** start of Data shown **
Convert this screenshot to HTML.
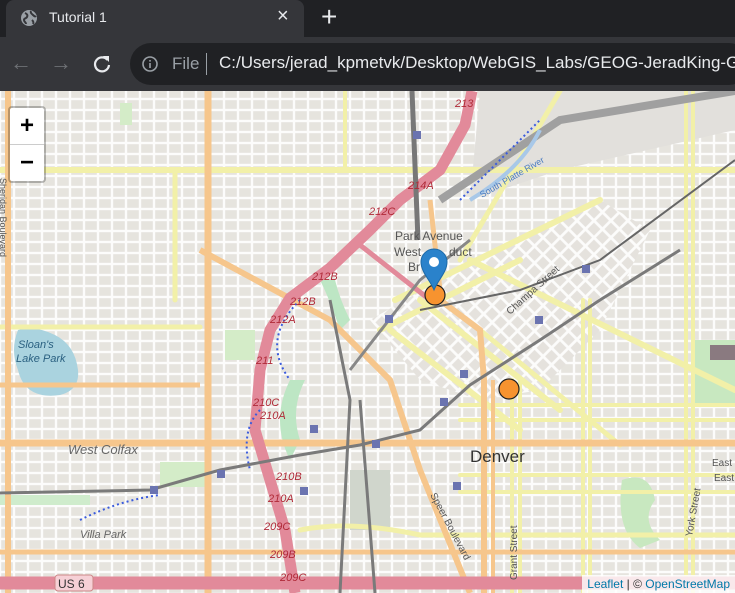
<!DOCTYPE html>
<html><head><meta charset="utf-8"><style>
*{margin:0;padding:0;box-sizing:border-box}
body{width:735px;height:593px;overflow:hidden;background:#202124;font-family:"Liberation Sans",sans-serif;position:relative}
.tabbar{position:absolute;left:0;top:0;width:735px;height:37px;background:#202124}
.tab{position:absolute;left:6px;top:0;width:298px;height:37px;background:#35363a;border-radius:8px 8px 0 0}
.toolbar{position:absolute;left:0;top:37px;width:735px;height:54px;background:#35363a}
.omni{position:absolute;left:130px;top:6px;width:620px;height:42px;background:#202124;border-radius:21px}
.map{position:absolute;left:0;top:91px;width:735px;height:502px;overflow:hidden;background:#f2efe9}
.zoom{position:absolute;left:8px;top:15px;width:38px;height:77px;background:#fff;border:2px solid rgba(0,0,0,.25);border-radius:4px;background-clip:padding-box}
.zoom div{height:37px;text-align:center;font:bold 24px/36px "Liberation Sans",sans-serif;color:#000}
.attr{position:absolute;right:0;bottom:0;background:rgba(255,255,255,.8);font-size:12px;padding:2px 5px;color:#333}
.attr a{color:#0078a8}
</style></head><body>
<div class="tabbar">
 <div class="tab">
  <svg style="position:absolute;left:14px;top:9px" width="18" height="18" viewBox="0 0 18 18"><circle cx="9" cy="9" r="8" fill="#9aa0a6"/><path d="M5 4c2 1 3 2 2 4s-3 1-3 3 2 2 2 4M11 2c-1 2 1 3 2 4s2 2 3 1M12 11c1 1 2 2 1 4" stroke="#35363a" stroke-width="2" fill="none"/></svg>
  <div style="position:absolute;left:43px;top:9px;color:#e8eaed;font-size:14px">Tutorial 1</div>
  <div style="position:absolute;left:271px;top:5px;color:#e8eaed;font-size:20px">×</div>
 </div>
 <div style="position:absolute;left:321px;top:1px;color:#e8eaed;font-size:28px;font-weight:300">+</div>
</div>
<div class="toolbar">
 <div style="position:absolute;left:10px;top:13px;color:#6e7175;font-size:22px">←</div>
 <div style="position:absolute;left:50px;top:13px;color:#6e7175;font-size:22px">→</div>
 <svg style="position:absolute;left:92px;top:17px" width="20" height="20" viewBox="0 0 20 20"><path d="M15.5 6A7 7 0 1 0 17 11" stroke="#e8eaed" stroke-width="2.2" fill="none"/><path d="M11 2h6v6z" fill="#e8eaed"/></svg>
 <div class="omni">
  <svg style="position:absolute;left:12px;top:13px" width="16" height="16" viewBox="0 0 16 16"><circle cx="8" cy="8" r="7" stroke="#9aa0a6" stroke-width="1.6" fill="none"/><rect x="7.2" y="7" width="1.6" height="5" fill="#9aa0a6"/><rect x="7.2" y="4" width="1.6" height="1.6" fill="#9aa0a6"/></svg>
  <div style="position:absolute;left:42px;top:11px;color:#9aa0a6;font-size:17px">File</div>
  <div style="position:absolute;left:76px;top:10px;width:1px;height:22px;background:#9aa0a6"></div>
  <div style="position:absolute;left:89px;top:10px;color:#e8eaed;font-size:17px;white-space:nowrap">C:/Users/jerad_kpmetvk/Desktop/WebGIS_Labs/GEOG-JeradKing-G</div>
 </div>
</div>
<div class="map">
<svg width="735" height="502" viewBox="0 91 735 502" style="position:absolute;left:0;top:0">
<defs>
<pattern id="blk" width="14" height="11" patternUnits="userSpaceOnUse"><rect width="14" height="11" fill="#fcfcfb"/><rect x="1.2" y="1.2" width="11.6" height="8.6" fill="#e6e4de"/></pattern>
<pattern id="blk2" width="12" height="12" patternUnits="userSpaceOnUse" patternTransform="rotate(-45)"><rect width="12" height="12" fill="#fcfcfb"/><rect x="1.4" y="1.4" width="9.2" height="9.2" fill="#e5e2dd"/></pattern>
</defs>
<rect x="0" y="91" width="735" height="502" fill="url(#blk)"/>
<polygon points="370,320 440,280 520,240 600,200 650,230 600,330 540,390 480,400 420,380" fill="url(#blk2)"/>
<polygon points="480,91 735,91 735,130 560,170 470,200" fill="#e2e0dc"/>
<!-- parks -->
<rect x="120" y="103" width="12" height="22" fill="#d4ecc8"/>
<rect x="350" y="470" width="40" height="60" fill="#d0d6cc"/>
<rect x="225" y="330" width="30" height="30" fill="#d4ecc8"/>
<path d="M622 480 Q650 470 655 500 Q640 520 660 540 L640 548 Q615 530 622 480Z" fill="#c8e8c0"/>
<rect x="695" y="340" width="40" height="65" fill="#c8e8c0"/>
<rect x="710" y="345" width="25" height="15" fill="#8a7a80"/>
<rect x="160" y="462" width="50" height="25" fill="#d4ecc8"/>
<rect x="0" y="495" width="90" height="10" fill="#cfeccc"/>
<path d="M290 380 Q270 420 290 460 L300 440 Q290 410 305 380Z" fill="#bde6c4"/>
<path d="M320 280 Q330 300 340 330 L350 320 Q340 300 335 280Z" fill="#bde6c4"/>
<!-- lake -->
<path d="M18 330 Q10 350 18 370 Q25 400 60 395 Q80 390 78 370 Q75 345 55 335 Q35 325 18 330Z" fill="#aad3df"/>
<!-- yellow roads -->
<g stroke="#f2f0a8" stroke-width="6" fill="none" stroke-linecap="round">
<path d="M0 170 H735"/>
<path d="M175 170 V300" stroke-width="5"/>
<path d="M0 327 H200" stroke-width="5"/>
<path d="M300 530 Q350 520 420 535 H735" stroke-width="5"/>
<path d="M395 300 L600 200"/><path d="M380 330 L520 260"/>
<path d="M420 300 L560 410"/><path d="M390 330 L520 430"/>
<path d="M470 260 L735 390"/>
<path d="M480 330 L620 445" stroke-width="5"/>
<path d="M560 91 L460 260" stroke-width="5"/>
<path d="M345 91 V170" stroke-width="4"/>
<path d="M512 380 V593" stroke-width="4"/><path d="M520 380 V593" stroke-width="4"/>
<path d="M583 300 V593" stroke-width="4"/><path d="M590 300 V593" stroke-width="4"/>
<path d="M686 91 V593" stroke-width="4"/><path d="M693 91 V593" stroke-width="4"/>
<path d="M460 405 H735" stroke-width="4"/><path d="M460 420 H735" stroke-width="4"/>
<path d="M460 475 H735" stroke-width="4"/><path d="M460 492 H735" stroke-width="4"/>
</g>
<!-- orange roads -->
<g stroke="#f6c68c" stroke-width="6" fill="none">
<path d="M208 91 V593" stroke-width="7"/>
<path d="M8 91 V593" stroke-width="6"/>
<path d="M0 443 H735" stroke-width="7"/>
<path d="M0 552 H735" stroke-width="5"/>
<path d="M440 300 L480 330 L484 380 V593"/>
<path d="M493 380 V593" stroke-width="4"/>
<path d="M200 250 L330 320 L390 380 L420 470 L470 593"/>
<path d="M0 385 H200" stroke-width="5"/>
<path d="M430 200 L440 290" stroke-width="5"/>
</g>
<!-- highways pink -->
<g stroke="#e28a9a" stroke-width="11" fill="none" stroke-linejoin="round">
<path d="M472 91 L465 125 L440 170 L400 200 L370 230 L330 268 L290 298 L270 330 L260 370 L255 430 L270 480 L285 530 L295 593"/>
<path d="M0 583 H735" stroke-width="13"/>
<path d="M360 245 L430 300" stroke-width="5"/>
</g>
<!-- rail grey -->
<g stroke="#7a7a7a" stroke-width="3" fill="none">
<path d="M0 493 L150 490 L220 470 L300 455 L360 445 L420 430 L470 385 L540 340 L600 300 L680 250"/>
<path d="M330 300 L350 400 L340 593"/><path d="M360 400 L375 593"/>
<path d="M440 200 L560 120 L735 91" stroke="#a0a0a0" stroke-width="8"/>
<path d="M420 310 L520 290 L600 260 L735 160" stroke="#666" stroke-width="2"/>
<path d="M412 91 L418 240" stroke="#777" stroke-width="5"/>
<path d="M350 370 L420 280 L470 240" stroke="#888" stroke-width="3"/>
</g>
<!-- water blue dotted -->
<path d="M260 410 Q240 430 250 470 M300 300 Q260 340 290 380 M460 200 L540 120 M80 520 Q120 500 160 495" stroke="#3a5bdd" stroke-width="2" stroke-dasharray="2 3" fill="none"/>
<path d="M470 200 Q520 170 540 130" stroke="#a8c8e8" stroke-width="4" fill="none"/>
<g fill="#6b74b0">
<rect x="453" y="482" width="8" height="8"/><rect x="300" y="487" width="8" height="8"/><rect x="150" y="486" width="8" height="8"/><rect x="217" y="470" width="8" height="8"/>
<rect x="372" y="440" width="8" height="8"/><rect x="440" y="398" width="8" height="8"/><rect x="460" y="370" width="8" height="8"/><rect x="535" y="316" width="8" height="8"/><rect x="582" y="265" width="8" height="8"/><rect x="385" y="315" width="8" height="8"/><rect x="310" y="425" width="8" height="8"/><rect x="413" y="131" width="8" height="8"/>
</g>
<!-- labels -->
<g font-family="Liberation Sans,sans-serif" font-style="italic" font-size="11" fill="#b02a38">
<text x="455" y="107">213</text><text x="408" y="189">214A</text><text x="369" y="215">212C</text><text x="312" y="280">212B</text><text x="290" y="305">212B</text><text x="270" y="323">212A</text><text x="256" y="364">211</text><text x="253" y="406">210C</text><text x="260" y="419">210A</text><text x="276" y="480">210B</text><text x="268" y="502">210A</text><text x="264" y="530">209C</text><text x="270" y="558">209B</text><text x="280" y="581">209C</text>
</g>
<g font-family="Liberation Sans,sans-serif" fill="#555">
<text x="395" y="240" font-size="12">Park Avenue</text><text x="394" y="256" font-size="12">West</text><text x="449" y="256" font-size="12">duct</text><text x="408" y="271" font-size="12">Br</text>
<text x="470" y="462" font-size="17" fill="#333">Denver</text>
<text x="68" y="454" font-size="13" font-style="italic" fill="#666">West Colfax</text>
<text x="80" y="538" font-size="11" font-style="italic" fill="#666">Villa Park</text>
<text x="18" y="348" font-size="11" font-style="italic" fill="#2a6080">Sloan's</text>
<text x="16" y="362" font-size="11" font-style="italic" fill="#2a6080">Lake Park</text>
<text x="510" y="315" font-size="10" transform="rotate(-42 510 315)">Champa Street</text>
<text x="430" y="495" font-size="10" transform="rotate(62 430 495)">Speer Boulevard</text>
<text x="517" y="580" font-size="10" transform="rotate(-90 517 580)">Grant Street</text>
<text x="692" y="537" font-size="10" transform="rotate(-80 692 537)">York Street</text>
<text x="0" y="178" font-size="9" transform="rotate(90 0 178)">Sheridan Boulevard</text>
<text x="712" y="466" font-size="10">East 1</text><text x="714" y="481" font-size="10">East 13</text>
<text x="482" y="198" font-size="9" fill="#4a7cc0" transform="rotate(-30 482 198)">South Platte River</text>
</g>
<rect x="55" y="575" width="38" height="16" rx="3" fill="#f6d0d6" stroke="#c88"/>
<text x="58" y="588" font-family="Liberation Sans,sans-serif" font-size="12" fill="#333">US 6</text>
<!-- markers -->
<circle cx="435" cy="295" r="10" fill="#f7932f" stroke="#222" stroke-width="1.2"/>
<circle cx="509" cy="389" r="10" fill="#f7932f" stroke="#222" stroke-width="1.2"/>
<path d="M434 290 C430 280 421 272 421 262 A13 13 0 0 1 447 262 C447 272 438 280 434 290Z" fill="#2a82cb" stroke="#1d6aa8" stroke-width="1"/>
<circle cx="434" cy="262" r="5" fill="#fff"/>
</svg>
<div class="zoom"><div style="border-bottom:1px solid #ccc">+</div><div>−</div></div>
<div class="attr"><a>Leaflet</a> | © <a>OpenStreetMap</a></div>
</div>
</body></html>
** end of Data shown **
** start of Data shown **
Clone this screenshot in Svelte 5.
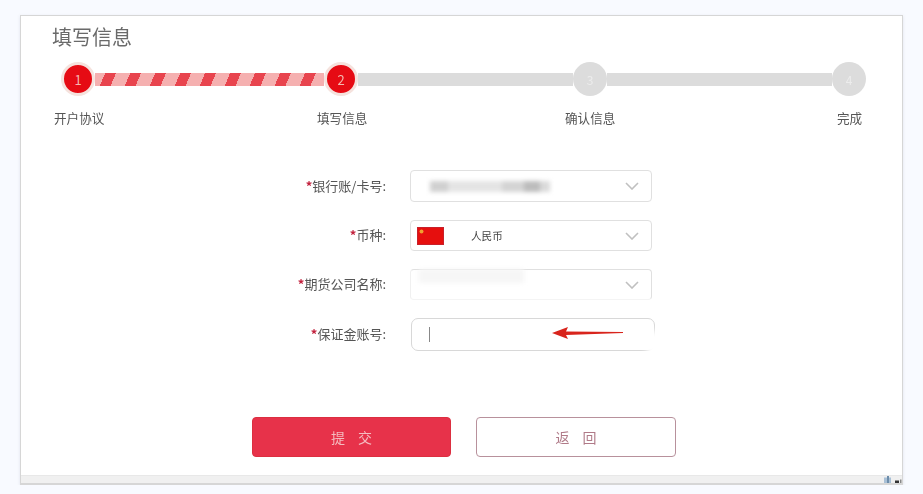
** end of Data shown **
** start of Data shown **
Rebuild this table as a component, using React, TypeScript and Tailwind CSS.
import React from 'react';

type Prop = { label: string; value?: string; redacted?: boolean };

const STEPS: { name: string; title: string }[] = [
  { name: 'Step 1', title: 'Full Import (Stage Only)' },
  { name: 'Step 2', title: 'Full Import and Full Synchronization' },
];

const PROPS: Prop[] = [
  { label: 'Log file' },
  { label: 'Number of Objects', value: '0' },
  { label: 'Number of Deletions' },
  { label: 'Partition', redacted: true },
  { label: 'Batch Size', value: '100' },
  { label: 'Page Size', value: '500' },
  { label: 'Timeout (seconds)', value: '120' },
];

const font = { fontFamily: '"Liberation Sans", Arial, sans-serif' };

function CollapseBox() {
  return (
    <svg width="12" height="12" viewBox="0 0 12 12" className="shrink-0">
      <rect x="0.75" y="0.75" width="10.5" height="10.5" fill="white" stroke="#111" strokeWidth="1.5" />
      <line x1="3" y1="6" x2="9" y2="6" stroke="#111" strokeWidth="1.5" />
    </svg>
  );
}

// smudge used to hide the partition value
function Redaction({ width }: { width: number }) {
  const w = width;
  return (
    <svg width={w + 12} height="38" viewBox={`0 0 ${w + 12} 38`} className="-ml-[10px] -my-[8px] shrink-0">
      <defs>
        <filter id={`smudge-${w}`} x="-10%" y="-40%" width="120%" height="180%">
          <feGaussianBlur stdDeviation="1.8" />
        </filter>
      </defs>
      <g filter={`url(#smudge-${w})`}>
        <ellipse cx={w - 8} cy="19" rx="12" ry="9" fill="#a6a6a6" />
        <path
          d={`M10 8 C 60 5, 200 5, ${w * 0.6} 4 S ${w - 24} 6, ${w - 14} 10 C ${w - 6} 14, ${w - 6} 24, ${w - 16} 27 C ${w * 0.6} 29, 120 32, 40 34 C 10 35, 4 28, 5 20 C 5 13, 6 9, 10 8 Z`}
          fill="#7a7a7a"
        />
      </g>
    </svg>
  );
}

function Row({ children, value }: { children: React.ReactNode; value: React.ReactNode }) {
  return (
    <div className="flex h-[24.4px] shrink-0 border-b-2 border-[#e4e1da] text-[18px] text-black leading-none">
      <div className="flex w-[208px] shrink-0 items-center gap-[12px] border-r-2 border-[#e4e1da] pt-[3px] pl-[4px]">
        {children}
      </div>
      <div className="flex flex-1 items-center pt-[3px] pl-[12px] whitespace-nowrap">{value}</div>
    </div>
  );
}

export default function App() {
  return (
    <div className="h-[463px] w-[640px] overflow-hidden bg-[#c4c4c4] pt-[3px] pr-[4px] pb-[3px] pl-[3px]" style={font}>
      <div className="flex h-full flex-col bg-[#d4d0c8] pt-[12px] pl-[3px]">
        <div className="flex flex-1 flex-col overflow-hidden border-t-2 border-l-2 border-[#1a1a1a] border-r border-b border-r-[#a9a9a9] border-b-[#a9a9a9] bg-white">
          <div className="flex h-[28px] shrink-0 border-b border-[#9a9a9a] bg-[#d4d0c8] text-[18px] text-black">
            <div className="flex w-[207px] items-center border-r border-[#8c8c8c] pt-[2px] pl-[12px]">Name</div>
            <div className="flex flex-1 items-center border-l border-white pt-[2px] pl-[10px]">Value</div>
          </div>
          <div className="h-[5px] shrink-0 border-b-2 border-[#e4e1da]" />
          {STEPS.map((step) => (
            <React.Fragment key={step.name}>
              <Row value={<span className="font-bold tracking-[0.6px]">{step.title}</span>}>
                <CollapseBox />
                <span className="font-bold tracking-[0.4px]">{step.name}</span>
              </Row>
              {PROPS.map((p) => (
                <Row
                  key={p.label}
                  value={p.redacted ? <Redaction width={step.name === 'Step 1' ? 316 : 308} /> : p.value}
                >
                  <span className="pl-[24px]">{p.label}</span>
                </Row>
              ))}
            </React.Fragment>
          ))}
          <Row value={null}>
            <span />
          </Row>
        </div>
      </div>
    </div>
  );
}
** end of Data shown **
**Your goal**
Locate and copy each line in the data above that includes the word "this".

**The response**
Convert this screenshot to HTML.
Clone this screenshot in Svelte 5.
Rebuild this table as a component, using React, TypeScript and Tailwind CSS.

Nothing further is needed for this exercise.